La Catalogne vote l'interdiction des corridas


Victoire historique pour les opposants à la tauromachie. Les députés du Parlement régional de Catalogne, dans le nord-est de l'Espagne, ont approuvé l'interdiction des corridas, par 68 voix pour et 55 contre. La Catalogne devient ainsi la deuxième région d'Espagne à interdire la tauromachie, après l'archipel des Canaries en 1991. Ce vote, fruit de sept mois de débats, est le résultat d'une "initiative législative populaire" (ILP), lancée en 2008, qui a recueilli 180 000 signatures.

Le Parlement catalan vote l'interdiction de la corrida en guise de défi à Madrid

Pendant les mois précédant le vote, partisans et opposants se sont déchirés à propos de cette interdiction par voie de presse interposée. Au point qu'aujourd'hui, le principal quotidien national, El Pais, propose sur son site Internet une sélection de points de vue parus dans ses pages en faveur et en défaveur de la corrida.

UN COÛT SOCIAL ÉLEVÉ

Les défenseurs des corridas ont souligné à l'unisson les risques économiques liés à l'interdiction de ces festivités dans la région autonome, dont le coût pourrait, selon les estimations, atteindre 500 millions d'euros. L'indemnisation des travailleurs du secteur s'élèverait à elle seule à 400 millions d'euros. Un professeur d'économie de l'université de Barcelone, cité par El Mundo, estime quant à lui ce coût à 57 euros par Catalan, tout en soulignant que seules seize corridas ont eu lieu à Barcelone en 2008, bien moins que les trois cent quarante-trois corridas organisées à Madrid la même année. Le secteur taurin emploi quarante mille personnes à travers l'Espagne et génère plusieurs milliards d'euros de revenus chaque année.

L'argument culturel et identitaire est particulièrement mis en avant par les défenseurs de la tauromachie, avance El Pais : selon les aficionados, la corrida fait partie de l'identité catalane, elle y remplit une fonction sociale, et ses détracteurs ne le seraient que pour des raisons politiques, notamment dans une logique de confrontation au gouvernement fédéral. L'exécutif catalan a toutefois mis en garde contre toute récupération politique du débat : il a demandé que celui-ci "ne soit pas utilisé comme un élément de confrontation entre la Catalogne et le pouvoir central".

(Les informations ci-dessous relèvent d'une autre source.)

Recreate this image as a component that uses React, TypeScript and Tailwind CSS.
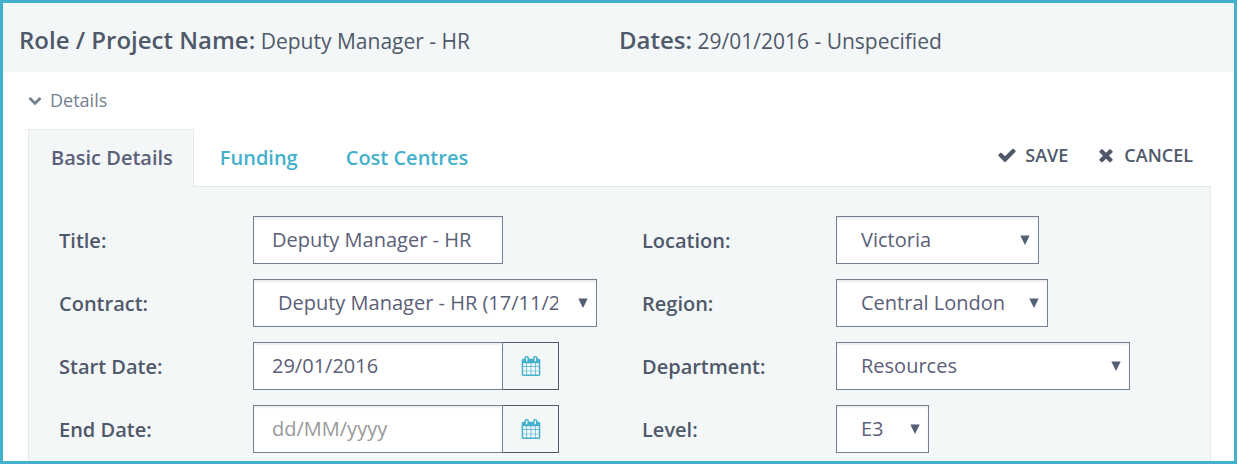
import type { ReactNode } from "react";

type IconProps = { d: string; className: string };

const CHECK =
  "M1671 566q0 40-28 68l-724 724-136 136q-28 28-68 28t-68-28l-136-136-362-362q-28-28-28-68t28-68l136-136q28-28 68-28t68 28l294 295 656-657q28-28 68-28t68 28l136 136q28 28 28 68z";
const CROSS =
  "M1490 1322q0 40-28 68l-136 136q-28 28-68 28t-68-28l-294-294-294 294q-28 28-68 28t-68-28l-136-136q-28-28-28-68t28-68l294-294-294-294q-28-28-28-68t28-68l136-136q28-28 68-28t68 28l294 294 294-294q28-28 68-28t68 28l136 136q28 28 28 68t-28 68l-294 294 294 294q28 28 28 68z";
const CHEVRON =
  "M1683 808l-742 741q-19 19-45 19t-45-19l-742-741q-19-19-19-45.5t19-45.5l166-165q19-19 45-19t45 19l531 531 531-531q19-19 45-19t45 19l166 165q19 19 19 45.5t-19 45.5z";
const CALENDAR =
  "M192 1664h288v-288h-288v288zm352 0h320v-288h-320v288zm-352-352h288v-320h-288v320zm352 0h320v-320h-320v320zm-352-384h288v-288h-288v288zm736 736h320v-288h-320v288zm-384-736h320v-288h-320v288zm768 736h288v-288h-288v288zm-384-352h320v-320h-320v320zm-352-864v-288q0-13-9.5-22.5t-22.5-9.5h-64q-13 0-22.5 9.5t-9.5 22.5v288q0 13 9.5 22.5t22.5 9.5h64q13 0 22.5-9.5t9.5-22.5zm736 864h288v-320h-288v320zm-384-384h320v-288h-320v288zm384 0h288v-288h-288v288zm32-480v-288q0-13-9.5-22.5t-22.5-9.5h-64q-13 0-22.5 9.5t-9.5 22.5v288q0 13 9.5 22.5t22.5 9.5h64q13 0 22.5-9.5t9.5-22.5zm384-64v1280q0 52-38 90t-90 38h-1408q-52 0-90-38t-38-90v-1280q0-52 38-90t90-38h128v-96q0-66 47-113t113-47h64q66 0 113 47t47 113v96h384v-96q0-66 47-113t113-47h64q66 0 113 47t47 113v96h128q52 0 90 38t38 90z";

function Icon({ d, className }: IconProps) {
  return (
    <svg viewBox="0 0 1792 1792" fill="currentColor" aria-hidden="true" className={className}>
      <path d={d} />
    </svg>
  );
}

const control =
  "h-12 border border-[#747f8f] bg-white text-xl text-[#5b6078] shadow-[inset_0_2px_2px_rgba(0,0,0,0.07)] outline-none placeholder:text-[#999999] placeholder:opacity-100";

function Field({ id, label, children }: { id: string; label: string; children: ReactNode }) {
  return (
    <div className="flex items-center">
      <label htmlFor={id} className="w-[194px] shrink-0 pt-0.5 text-xl font-semibold text-[#50596a]">
        {label}
      </label>
      {children}
    </div>
  );
}

function Select({ id, options, width }: { id: string; options: string[]; width: string }) {
  return (
    <div className={`relative ${width}`}>
      <select id={id} className={`${control} block w-full appearance-none pr-[38px] pl-6`}>
        {options.map((option) => (
          <option key={option}>{option}</option>
        ))}
      </select>
      <svg
        viewBox="0 0 10 10"
        aria-hidden="true"
        className="pointer-events-none absolute top-[19px] right-[9px] size-[10px] fill-[#525f75]"
      >
        <path d="M0.3 0.5H9.7L5 10z" />
      </svg>
    </div>
  );
}

function DateInput({ id, value }: { id: string; value?: string }) {
  return (
    <div className="flex">
      <input
        id={id}
        type="text"
        defaultValue={value}
        placeholder="dd/MM/yyyy"
        className={`${control} w-[250px] px-[18px] pb-0.5`}
      />
      <button
        type="button"
        aria-label="Open calendar"
        className="flex h-12 w-14 items-center justify-center border border-l-0 border-[#505a6b] text-[#43b0cc]"
      >
        <Icon d={CALENDAR} className="size-5" />
      </button>
    </div>
  );
}

export default function App() {
  return (
    <div className="flex min-h-screen flex-col border-3 border-[#43b0cc] bg-white font-['Open_Sans',sans-serif] text-[#50596a]">
      <header className="grid grid-cols-[600px_1fr] bg-[#f3f7f8] px-4 pt-[21px] pb-[15px] text-[21px] leading-8">
        <p>
          <strong className="text-2xl leading-8 font-semibold">Role / Project Name:</strong> Deputy Manager - HR
        </p>
        <p>
          <strong className="text-2xl leading-8 font-semibold">Dates:</strong> 29/01/2016 - Unspecified
        </p>
      </header>

      <main className="flex flex-1 flex-col pr-[23px] pl-[25px]">
        <button type="button" className="mt-[14px] flex items-center gap-2 self-start text-lg text-[#747f8f]">
          <Icon d={CHEVRON} className="size-[14px]" />
          Details
        </button>

        <div className="mt-[15px] flex items-end justify-between">
          <nav className="relative -mb-px flex h-[58px] text-xl font-semibold">
            <a
              href="#basic"
              className="flex items-center border border-b-0 border-[#e4eaec] bg-[#f3f7f8] pr-5 pb-px pl-[22px] text-[#5b6078]"
            >
              Basic Details
            </a>
            <a href="#funding" className="flex items-center pr-6 pl-[26px] text-[#43b0cc]">
              Funding
            </a>
            <a href="#cost-centres" className="flex items-center px-6 text-[#43b0cc]">
              Cost Centres
            </a>
          </nav>
          <div className="flex gap-7 pr-[18px] pb-[17px] text-lg font-semibold">
            <button type="button" className="flex items-center gap-2">
              <Icon d={CHECK} className="size-5" />
              SAVE
            </button>
            <button type="button" className="flex items-center gap-2">
              <Icon d={CROSS} className="size-5" />
              CANCEL
            </button>
          </div>
        </div>

        <form className="grid flex-1 grid-cols-[583px_1fr] content-start gap-y-[15px] border border-b-0 border-[#e4eaec] bg-[#f3f7f8] px-[30px] pt-[29px] pb-1">
          <Field id="title" label="Title:">
            <input
              id="title"
              type="text"
              defaultValue="Deputy Manager - HR"
              className={`${control} w-[250px] px-[18px] pb-0.5`}
            />
          </Field>
          <Field id="location" label="Location:">
            <Select id="location" options={["Victoria"]} width="w-[203px]" />
          </Field>
          <Field id="contract" label="Contract:">
            <Select id="contract" options={["Deputy Manager - HR (17/11/2015)"]} width="w-[344px]" />
          </Field>
          <Field id="region" label="Region:">
            <Select id="region" options={["Central London"]} width="w-[212px]" />
          </Field>
          <Field id="start-date" label="Start Date:">
            <DateInput id="start-date" value="29/01/2016" />
          </Field>
          <Field id="department" label="Department:">
            <Select id="department" options={["Resources"]} width="w-[294px]" />
          </Field>
          <Field id="end-date" label="End Date:">
            <DateInput id="end-date" />
          </Field>
          <Field id="level" label="Level:">
            <Select id="level" options={["E3"]} width="w-[93px]" />
          </Field>
        </form>
      </main>
    </div>
  );
}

A l'inverse, les défenseurs des animaux se réjouissent de la possibilité de "contagion" de cette décision à d'autres régions. Citée par Publico, la présidente du Parti antitaurin contre la maltraitance des animaux (PACMA) considère que le succès de l'initiative populaire "pourrait encourager d'autres communautés autonomes". Pas sûr pour autant que le débat prenne dans d'autres régions espagnoles. Dans le Diario de Sevilla, l'exécutif andalou juge "impensable" l'interdiction de la tauromachie dans cette région du sud de l'Espagne.

"FACTEUR DE DÉSUNION"

Il n'empêche que le sentiment d'atteinte à l'intégrité de la province est palpable. Dans les pages d'El Mundo, l'écrivain catalan Pere Gimferrer considère que l'interdiction équivaut à une "agression culturelle" comparable à l'interdiction du carnaval durant le franquisme. Quant à El Juli et Enrique Ponce, deux des plus célèbres toreros espagnols, s'exprimant dans les colonnes du quotidien ABC, ils considèrent que cette interdiction, en plus d'attenter à la liberté, "fera triompher le nationalisme séparatiste, créera une rupture avec le pouvoir central, et sera un facteur de désunion entre les Espagnols".

Cette loi ne résout pas tout, note enfin El Pais, car elle laisse en suspens toutes les autres fêtes catalanes impliquant de mauvais traitements sur des animaux, et notamment celle des "correbous" (corretoros en espagnol), tradition qui consiste à encercler un taureau et à lui faire subir des sévices plus ou moins importants, mais sans que mort s'ensuive.